Sunday, July 01, 2012

Beasts of The Southern Wild

          A remarkable film that transports you to another world...the Louisiana tidal basin. "The Bathtub" as it's know by it's inhabitants is filled with fascinating characters, in particular, six year old "Hushpuppy" and her harsh but loving father "Wink". The film is filled with beautiful imagery and incredible acting, especially Quvenzane Wallis as "Hushpuppy". Words just can't describe the depth and maturity of this little girl's performance.

            It's heartbreaking to realize people truly live like this but from their perspective, it's the only life they know and they make the best of it, through the good times and bad. "Wink" is an obvious drunk who borders on child abuse and yet, there are moments of such tenderness between father and daughter that it takes the viewer on an emotional roller-coaster ride. When a major storm threatens along with more personal tragedy, "Hushpuppy" must learn to face her demons (yes, this six year old has demons) and become stronger for it. 

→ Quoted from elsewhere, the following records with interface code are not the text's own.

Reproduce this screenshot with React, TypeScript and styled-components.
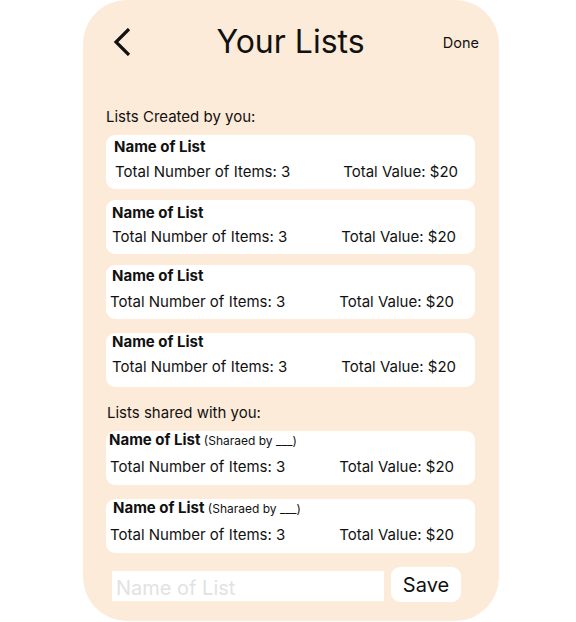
import React from "react";
import styled, { createGlobalStyle } from "styled-components";

const Global = createGlobalStyle`
  html, body { margin: 0; padding: 0; background: #ffffff; }
  body { font-family: Inter, "Noto Sans", sans-serif; color: #111111; }
  * { box-sizing: border-box; }
`;

const Page = styled.div`
  width: 576px;
  height: 622px;
  padding-left: 83px;
  overflow: hidden;
`;

const Phone = styled.div`
  width: 416px;
  height: 621px;
  background: #fdebda;
  border-radius: 44px;
  display: flex;
  flex-direction: column;
  padding: 0 24px 0 23px;
`;

const Header = styled.header`
  display: grid;
  grid-template-columns: 1fr auto 1fr;
  align-items: center;
  height: 46px;
  margin-top: 19px;
  margin-bottom: 43px;
`;

const BackButton = styled.button`
  justify-self: start;
  background: none;
  border: none;
  padding: 0;
  margin-left: 6px;
  width: 20px;
  height: 28px;
  display: flex;
  color: #111111;
  cursor: pointer;
`;

const Title = styled.h1`
  margin: 0;
  font-size: 32px;
  font-weight: 400;
  line-height: 38px;
  color: #111111;
`;

const Done = styled.span`
  justify-self: end;
  font-size: 14.5px;
  line-height: 17px;
  margin-right: -4px;
  margin-top: 1px;
`;

const SectionLabel = styled.div<{ $top: number; $left: number }>`
  font-size: 15px;
  line-height: 18px;
  margin-top: ${(p) => p.$top}px;
  margin-left: ${(p) => p.$left}px;
  margin-bottom: 9px;
`;

const Card = styled.div<{ $top: number; $padTop: number; $padL: number; $padR: number; $gap: number }>`
  background: #ffffff;
  border-radius: 9px;
  height: 54px;
  margin-top: ${(p) => p.$top}px;
  padding: ${(p) => p.$padTop}px ${(p) => p.$padR}px 0 ${(p) => p.$padL}px;
  display: flex;
  flex-direction: column;
  gap: ${(p) => p.$gap}px;
`;

const CardTitle = styled.div<{ $shift: number }>`
  font-size: 15px;
  line-height: 17px;
  font-weight: 700;
  margin-left: ${(p) => p.$shift}px;
  white-space: nowrap;
`;

const SharedBy = styled.span`
  font-size: 12px;
  font-weight: 400;
`;

const CardRow = styled.div`
  display: flex;
  justify-content: space-between;
  font-size: 15px;
  line-height: 18px;
  white-space: nowrap;
`;

const Footer = styled.div`
  display: flex;
  align-items: center;
  gap: 7px;
  margin-top: 14px;
  padding-left: 6px;
`;

const NameInput = styled.input`
  width: 272px;
  height: 30px;
  border: none;
  outline: none;
  background: #ffffff;
  font-family: Inter, "Noto Sans", sans-serif;
  font-size: 20px;
  padding: 3px 4px 0;
  margin-top: 3px;
  color: #111111;
  &::placeholder { color: #e2e2e2; }
`;

const SaveButton = styled.button`
  width: 70px;
  height: 35px;
  border: none;
  border-radius: 9px;
  background: #ffffff;
  font-family: Inter, "Noto Sans", sans-serif;
  font-size: 20px;
  color: #111111;
  padding: 0;
  cursor: pointer;
`;

type ListItem = {
  top: number;
  padTop: number;
  padL: number;
  padR: number;
  gap: number;
  shift: number;
  shared?: boolean;
};

const created: ListItem[] = [
  { top: 0, padTop: 3, padL: 9, padR: 17, gap: 8, shift: -1 },
  { top: 11, padTop: 4, padL: 6, padR: 19, gap: 7, shift: 0 },
  { top: 11, padTop: 2, padL: 4, padR: 21, gap: 9, shift: 2 },
  { top: 14, padTop: 0, padL: 6, padR: 19, gap: 8, shift: 0 },
];

const shared: ListItem[] = [
  { top: 0, padTop: 0, padL: 4, padR: 21, gap: 9, shift: -1, shared: true },
  { top: 14, padTop: 0, padL: 4, padR: 21, gap: 9, shift: 3, shared: true },
];

const ListCard = ({ item }: { item: ListItem }) => (
  <Card $top={item.top} $padTop={item.padTop} $padL={item.padL} $padR={item.padR} $gap={item.gap}>
    <CardTitle $shift={item.shift}>
      Name of List{item.shared && <SharedBy> (Sharaed by ___)</SharedBy>}
    </CardTitle>
    <CardRow>
      <span>Total Number of Items: 3</span>
      <span>Total Value: $20</span>
    </CardRow>
  </Card>
);

export default function App() {
  return (
    <>
      <Global />
      <Page>
        <Phone>
          <Header>
            <BackButton aria-label="Back">
              <svg width="20" height="28" viewBox="0 0 20 28" fill="none">
                <polyline points="17,1 4,14 17,27" stroke="currentColor" strokeWidth="3.2" strokeLinejoin="miter" />
              </svg>
            </BackButton>
            <Title>Your Lists</Title>
            <Done>Done</Done>
          </Header>
          <SectionLabel $top={0} $left={0}>Lists Created by you:</SectionLabel>
          {created.map((c, i) => (
            <ListCard key={i} item={c} />
          ))}
          <SectionLabel $top={17} $left={1}>Lists shared with you:</SectionLabel>
          {shared.map((c, i) => (
            <ListCard key={i} item={c} />
          ))}
          <Footer>
            <NameInput placeholder="Name of List" />
            <SaveButton>Save</SaveButton>
          </Footer>
        </Phone>
      </Page>
    </>
  );
}
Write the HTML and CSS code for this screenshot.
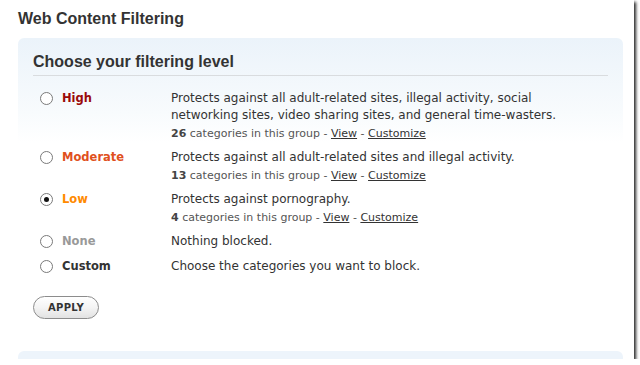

             The cinematography is beautiful and at times, it's as if you are watching a documentary rather than a scripted film. The characters are real, the location is real but there is such a magical quality to everything, it's like nothing you've seen before. This is very much an "Indie" film that will probably never play wide so seek it out and spend some quality time in "The Bathtub".